On base tobacco product prices will likely increase thanks to a measure in the 2015 National Defense Authorization Act that is expected to be approved by Congress before Christmas.

Currently, tobacco on base is priced at no less than 5 percent below the lowest price off base, according to military policy. However, that policy seems to be often ignored by many bases, according to a study released earlier this year, and prices on base are often much lower.

Under new rules in the 2015 National Defense Authorization Act, which is expected to be passed by Congress before Christmas, that's about to change for all services except the Navy, which already holds the new rule. The bill specifically prohibits tobacco products be sold at a "price below the most competitive price for that product in the local community."

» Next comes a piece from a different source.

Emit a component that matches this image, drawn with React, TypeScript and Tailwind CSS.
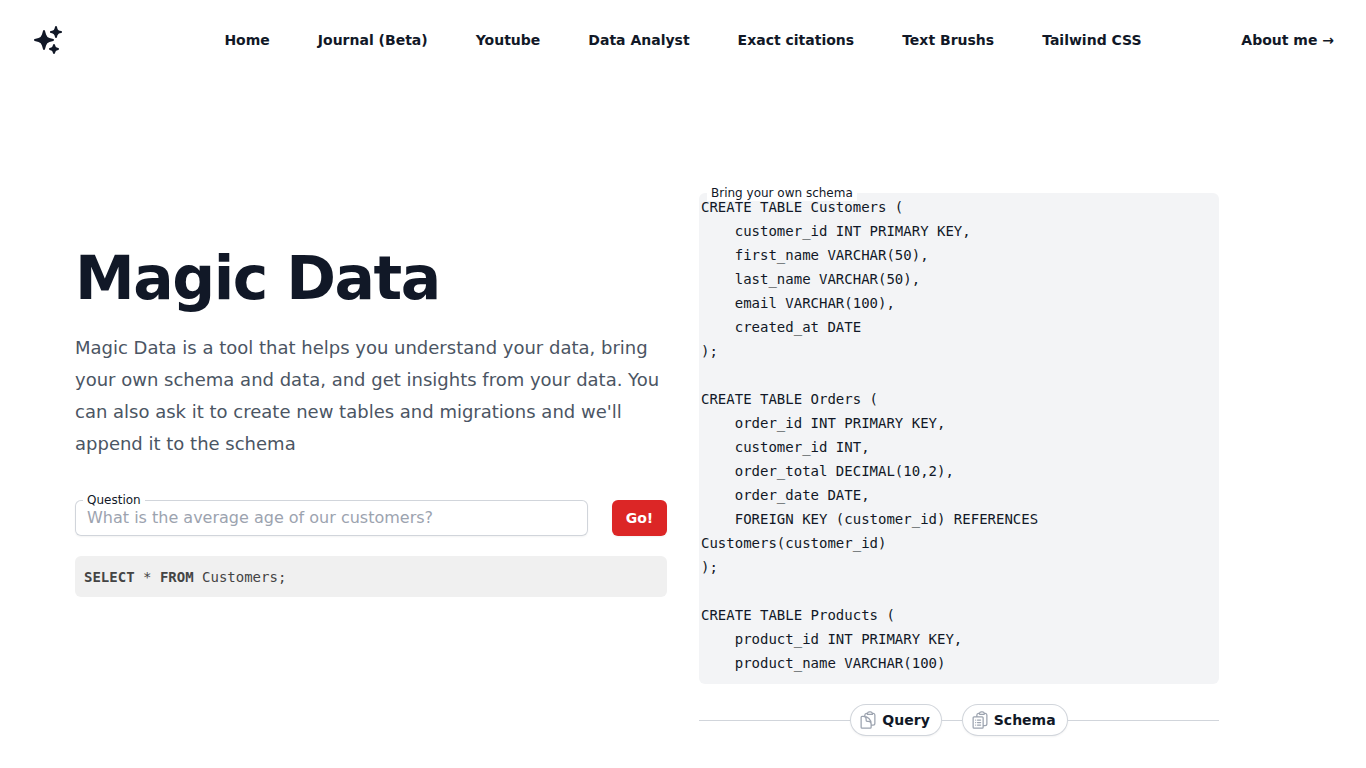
const navLinks = ['Home', 'Journal (Beta)', 'Youtube', 'Data Analyst', 'Exact citations', 'Text Brushs', 'Tailwind CSS'];

const schema = `CREATE TABLE Customers (
    customer_id INT PRIMARY KEY,
    first_name VARCHAR(50),
    last_name VARCHAR(50),
    email VARCHAR(100),
    created_at DATE
);

CREATE TABLE Orders (
    order_id INT PRIMARY KEY,
    customer_id INT,
    order_total DECIMAL(10,2),
    order_date DATE,
    FOREIGN KEY (customer_id) REFERENCES Customers(customer_id)
);

CREATE TABLE Products (
    product_id INT PRIMARY KEY,
    product_name VARCHAR(100)`;

function SparklesIcon() {
  return (
    <svg viewBox="0 0 24 24" fill="currentColor" className="h-8 w-8 text-[#111827]">
      <path
        fillRule="evenodd"
        clipRule="evenodd"
        d="M9 4.5a.75.75 0 0 1 .721.544l.813 2.846a3.75 3.75 0 0 0 2.576 2.576l2.846.813a.75.75 0 0 1 0 1.442l-2.846.813a3.75 3.75 0 0 0-2.576 2.576l-.813 2.846a.75.75 0 0 1-1.442 0l-.813-2.846a3.75 3.75 0 0 0-2.576-2.576l-2.846-.813a.75.75 0 0 1 0-1.442l2.846-.813A3.75 3.75 0 0 0 7.466 7.89l.813-2.846A.75.75 0 0 1 9 4.5ZM18 1.5a.75.75 0 0 1 .728.568l.258 1.036c.236.94.97 1.674 1.91 1.91l1.036.258a.75.75 0 0 1 0 1.456l-1.036.258c-.94.236-1.674.97-1.91 1.91l-.258 1.036a.75.75 0 0 1-1.456 0l-.258-1.036a2.625 2.625 0 0 0-1.91-1.91l-1.036-.258a.75.75 0 0 1 0-1.456l1.036-.258a2.625 2.625 0 0 0 1.91-1.91l.258-1.036A.75.75 0 0 1 18 1.5ZM16.5 15a.75.75 0 0 1 .712.513l.394 1.183c.15.447.5.799.948.948l1.183.395a.75.75 0 0 1 0 1.422l-1.183.395c-.447.15-.799.5-.948.948l-.395 1.183a.75.75 0 0 1-1.422 0l-.395-1.183a1.5 1.5 0 0 0-.948-.948l-1.183-.395a.75.75 0 0 1 0-1.422l1.183-.395c.447-.15.799-.5.948-.948l.395-1.183A.75.75 0 0 1 16.5 15Z"
      />
    </svg>
  );
}

function ClipboardIcon({ d }: { d: string }) {
  return (
    <svg viewBox="0 0 24 24" fill="none" stroke="currentColor" strokeWidth={1.5} strokeLinecap="round" strokeLinejoin="round" className="h-5 w-5 text-[#9ca3af]">
      <path d={d} />
    </svg>
  );
}

const queryIcon =
  'M8.25 7.5V6.108c0-1.135.845-2.098 1.976-2.192.373-.03.748-.057 1.123-.08M15.75 18H18a2.25 2.25 0 0 0 2.25-2.25V6.108c0-1.135-.845-2.098-1.976-2.192a48.424 48.424 0 0 0-1.123-.08M15.75 18.75v-1.875a3.375 3.375 0 0 0-3.375-3.375h-1.5a1.125 1.125 0 0 1-1.125-1.125v-1.5A3.375 3.375 0 0 0 6.375 7.5H5.25m11.9-3.664A2.251 2.251 0 0 0 15 2.25h-1.5a2.251 2.251 0 0 0-2.15 1.586m5.8 0c.065.21.1.433.1.664v.75h-6V4.5c0-.231.035-.454.1-.664M6.75 7.5H4.875c-.621 0-1.125.504-1.125 1.125v12c0 .621.504 1.125 1.125 1.125h9.75c.621 0 1.125-.504 1.125-1.125V16.5a9 9 0 0 0-9-9Z';
const schemaIcon =
  'M9 12h3.75M9 15h3.75M9 18h3.75m3 .75H18a2.25 2.25 0 0 0 2.25-2.25V6.108c0-1.123-.845-2.084-1.976-2.192a48.424 48.424 0 0 0-1.123-.08m-5.801 0c-.065.21-.1.433-.1.664 0 .414.336.75.75.75h4.5a.75.75 0 0 0 .75-.75 2.25 2.25 0 0 0-.1-.664m-5.8 0A2.251 2.251 0 0 1 13.5 2.25H15c1.012 0 1.867.668 2.15 1.586m-5.8 0c-.376.023-.75.05-1.124.08C9.095 4.01 8.25 4.973 8.25 6.108V8.25m0 0H4.875c-.621 0-1.125.504-1.125 1.125v11.25c0 .621.504 1.125 1.125 1.125h9.75c.621 0 1.125-.504 1.125-1.125V9.375c0-.621-.504-1.125-1.125-1.125H8.25ZM6.75 12h.008v.008H6.75V12Zm0 3h.008v.008H6.75V15Zm0 3h.008v.008H6.75V18Z';

function TabButton({ label, icon }: { label: string; icon: string }) {
  return (
    <button type="button" className="inline-flex h-8 items-center gap-1 rounded-full bg-white pl-2 pr-3 text-sm font-semibold text-[#111827] shadow-xs ring-1 ring-inset ring-[#d1d5db]">
      <ClipboardIcon d={icon} />
      {label}
    </button>
  );
}

export default function App() {
  return (
    <div className="min-h-screen bg-white font-['DejaVu_Sans',sans-serif] text-[#111827]">
      <header className="flex items-center justify-between p-6 px-8">
        <div className="flex flex-1">
          <SparklesIcon />
        </div>
        <nav className="flex gap-x-12">
          {navLinks.map((link) => (
            <a key={link} href="#" className="text-sm font-semibold leading-6 text-[#111827]">
              {link}
            </a>
          ))}
        </nav>
        <div className="flex flex-1 justify-end">
          <a href="#" className="text-sm font-semibold leading-6 text-[#111827]">
            About me <span>→</span>
          </a>
        </div>
      </header>

      <main className="flex gap-8 pl-[75px] pt-[113px]">
        <section className="mt-[55px] w-[592px]">
          <h1 className="text-6xl font-bold tracking-tight text-[#111827]">Magic Data</h1>
          <p className="mt-6 text-lg leading-8 text-[#4b5563]">
            Magic Data is a tool that helps you understand your data, bring your own schema and data, and get insights from your data. You can also ask it to create new tables and migrations and we'll append it to the schema
          </p>
          <div className="mt-10 flex gap-6">
            <div className="relative flex-1">
              <label className="absolute -top-2 left-2 bg-white px-1 text-xs leading-4 text-[#111827]">Question</label>
              <input
                type="text"
                placeholder="What is the average age of our customers?"
                className="block h-9 w-full rounded-md border-0 px-3 pb-0.5 text-base text-[#111827] shadow-xs outline-none ring-1 ring-inset ring-[#d1d5db] placeholder:text-[#9ca3af]"
              />
            </div>
            <button type="button" className="h-9 w-[55px] rounded-md bg-[#dc2626] text-sm font-semibold text-white shadow-xs">
              Go!
            </button>
          </div>
          <pre className="mt-5 rounded-md bg-[#f0f0f0] px-[9px] pb-2 pt-2.5 font-['DejaVu_Sans_Mono',monospace] text-sm leading-[23px] text-[#444444]">
            <span className="font-bold">SELECT</span> * <span className="font-bold">FROM</span> Customers;
          </pre>
        </section>

        <section className="w-[520px]">
          <div className="relative">
            <label className="absolute -top-2 left-2 bg-white px-1 text-xs leading-4 text-[#111827]">Bring your own schema</label>
            <div className="h-[491px] overflow-hidden whitespace-pre-wrap rounded-md bg-[#f3f4f6] p-0.5 font-['DejaVu_Sans_Mono',monospace] text-sm leading-6 text-[#111827]">
              {schema}
            </div>
          </div>
          <div className="mt-5 flex items-center">
            <div className="h-px flex-1 bg-[#d1d5db]" />
            <TabButton label="Query" icon={queryIcon} />
            <div className="h-px w-5 bg-[#d1d5db]" />
            <TabButton label="Schema" icon={schemaIcon} />
            <div className="h-px flex-1 bg-[#d1d5db]" />
          </div>
        </section>
      </main>
    </div>
  );
}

It is not clear what methodology is used by military exchange officials for determining price points for their stores. But following previous pricing rules have been a matter of adhering to DoD policy. The new rule is instead part of the law governing DoD operations.

A study released in April by the Institute for Biobehavioral Health Research of Leawood, Kansas compared 2013 prices at local Walmarts for Marlboro Red to those on base. That study found stores on Air Force bases set prices an average of 14 percent below Walmart while Army bases set prices an average of 17 percent below Walmart.

In 2012, military store tobacco sales brought $125.7 million in profits.

The bill isn't all bad news for tobacco users. A provision added by House lawmakers blocks the Defense Department from any new tobacco sale bans on military installations or ships. Pre-existing policies, such as a Navy rule banning cigarettes on submarines, are safe under the provision.

Military leaders and some lawmakers toyed early this year with a ban of tobacco sales on bases and ships after military health officials again highlighted the health impacts those products have on service members.

In March, Jonathan Woodson, the assistant secretary of Defense for Health Affairs, sent a memo to the services warning that tobacco use "undercuts military readiness and harms individual performance."

Woodson wrote that the "prominence of tobacco products in (military) retail outlets, and permission for smoking breaks while on duty, sustain the perception that we are not serious about reducing the use of tobacco."

The bill blocks any such ban. Military officials "may not take any action to implement any new policy that would ban the sale of any ... tobacco product," the bill states.